Ce fut des ateliers dans lesquels les participants ont été très actifs, très concernés et volontaires. Ils ont tout de suite vu que ces méthodes seraient pérennes sur le long terme. Même s'il n'y avait pas eu de propositions, le quotidien de l'ensemble des acteurs aurait déjà changé, notamment dans leur manière de travailler.
Les ateliers jouent vraiment le rôle d'étincelles, qui permettent de lancer une dynamique même une fois les ateliers finis. On ne peut pas tout résoudre en 3h, notamment pour des problèmes qui durent depuis plusieurs années, mais on peut initier les changements, responsabiliser les gens, les faire se poser les bonnes questions et faire en sorte qu'il y ait une pérennité dans le temps.
2. Cycle de conférences de Design Thinking pour Safran
Comment se sont déroulées ces conférences ? Quels messages leur as-tu transmis ?

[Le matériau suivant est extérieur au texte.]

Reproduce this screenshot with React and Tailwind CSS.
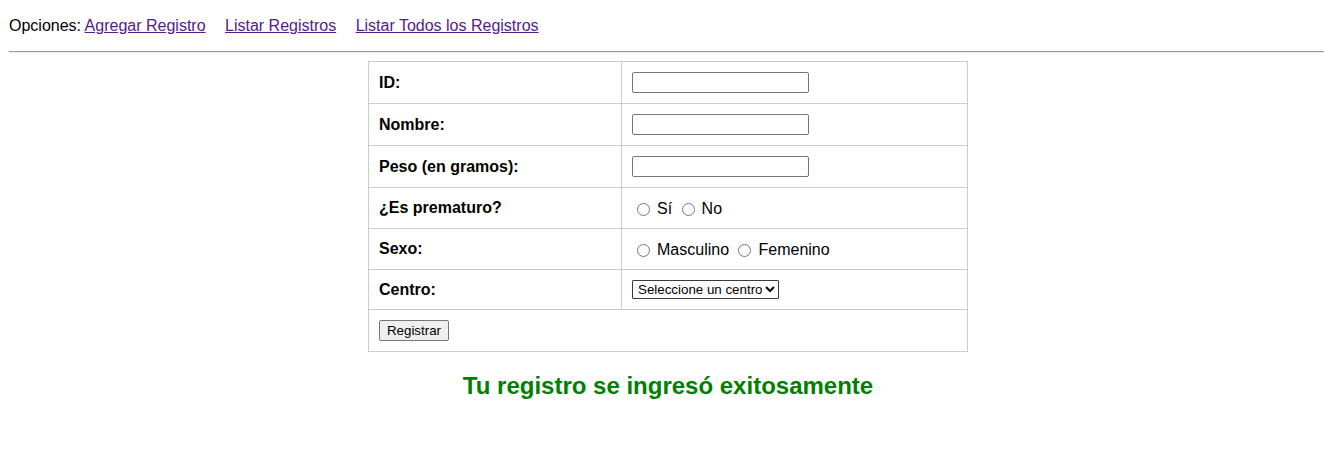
export default function App() {
  const rows = [
    { label: 'ID:', kind: 'text' },
    { label: 'Nombre:', kind: 'text' },
    { label: 'Peso (en gramos):', kind: 'text' },
  ]

  return (
    <div className="w-screen overflow-hidden bg-white text-black font-['Liberation_Sans',Arial,sans-serif] text-[16px]">
      <div className="w-[1318px] ml-[9px] pt-[17px] pb-10">

        {/* ── Opciones ─────────────────────────────────────────── */}
        <p className="leading-[18px]">
          Opciones:{' '}
          <a href="#" className="underline text-[#551a8b] mr-[15px]">Agregar Registro</a>{' '}
          <a href="#" className="underline text-[#551a8b] mr-[15px]">Listar Registros</a>{' '}
          <a href="#" className="underline text-[#551a8b]">Listar Todos los Registros</a>
        </p>

        <hr className="mt-4 mb-[8px] h-[2px] border-t border-b border-t-[#9a9a9a] border-b-[#eeeeee]" />

        {/* ── Formulario ───────────────────────────────────────── */}
        <table className="mx-auto w-[600px] border-collapse border border-[#cccccc]">
          <tbody>
            {rows.map(r => (
              <tr key={r.label} className="h-[42px]">
                <td className="w-[253px] border border-[#cccccc] px-[10px] font-bold">{r.label}</td>
                <td className="border border-[#cccccc] px-[10px]">
                  <input
                    type="text"
                    className="block w-[177px] h-[21px] border border-[#767676] rounded-[2px] px-[2px] text-[13.33px]"
                  />
                </td>
              </tr>
            ))}

            <tr className="h-[41px]">
              <td className="border border-[#cccccc] px-[10px] font-bold">¿Es prematuro?</td>
              <td className="border border-[#cccccc] px-[10px] pt-[3px]">
                <label className="inline-flex items-center">
                  <input type="radio" name="prem" className="w-[13px] h-[13px] ml-[5px] mr-[3px] mt-[1px]" />
                  <span className="ml-[4px]">Sí</span>
                </label>{' '}
                <label className="inline-flex items-center">
                  <input type="radio" name="prem" className="w-[13px] h-[13px] ml-[5px] mr-[3px] mt-[1px]" />
                  <span className="ml-[4px]">No</span>
                </label>
              </td>
            </tr>

            <tr className="h-[41px]">
              <td className="border border-[#cccccc] px-[10px] font-bold">Sexo:</td>
              <td className="border border-[#cccccc] px-[10px] pt-[3px]">
                <label className="inline-flex items-center">
                  <input type="radio" name="sexo" className="w-[13px] h-[13px] ml-[5px] mr-[3px] mt-[1px]" />
                  <span className="ml-[4px]">Masculino</span>
                </label>{' '}
                <label className="inline-flex items-center">
                  <input type="radio" name="sexo" className="w-[13px] h-[13px] ml-[5px] mr-[3px] mt-[1px]" />
                  <span className="ml-[4px]">Femenino</span>
                </label>
              </td>
            </tr>

            <tr className="h-[40px]">
              <td className="border border-[#cccccc] px-[10px] font-bold">Centro:</td>
              <td className="border border-[#cccccc] px-[10px]">
                <select className="block w-[147px] h-[19px] border border-[#3b3b3b] rounded-[1px] bg-white text-[13.33px] leading-[15px] pl-[1px]">
                  <option>Seleccione un centro</option>
                </select>
              </td>
            </tr>

            <tr className="h-[42px]">
              <td colSpan={2} className="border border-[#cccccc] px-[10px]">
                <button
                  type="button"
                  className="block w-[70px] h-[21px] border border-[#767676] rounded-[2px] bg-[#efefef] text-[13.33px] leading-[15px]"
                >
                  Registrar
                </button>
              </td>
            </tr>
          </tbody>
        </table>

        <h2 className="mt-[20px] text-center text-[24px] leading-[28px] font-bold text-[#008000]">
          Tu registro se ingresó exitosamente
        </h2>
      </div>
    </div>
  )
}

Dans le cadre de leur semaine de l'innovation, le groupe Safran m'a demandé de faire plusieurs conférences dédiées aux RH, aux équipes techniques, aux équipes administratives pour leur insuffler un petit peu de Design Thinking. L'idée était de leur expliquer ce qu'est le Design Thinking et surtout ce que ce n'est pas, pour bien leur faire comprendre que ce n'est pas une baguette magique qui résout directement tous les problèmes.
C'est d'abord un état d'esprit avant d'être une méthode ! Le but était donc de leur faire déclencher cet esprit de consentement de groupe, de travailler dans l'action plutôt que dans l'anticipation perpétuelle avec des "Il faudrait que...", de travailler sur la pensée visuelle que chaque réflexion soit répertoriée, dessinée puis partagée avec le reste de l'équipe pour pouvoir y réfléchir le plus longtemps possible, avec du recul.
Ainsi, on mets à plat toutes les idées trouvées, pour se les approprier, les triturer dans tous les sens, les assembler, les simplifier, les critiquer... pour ne sélectionner que celles correspondant réellement à l'objectif et à l'équipe.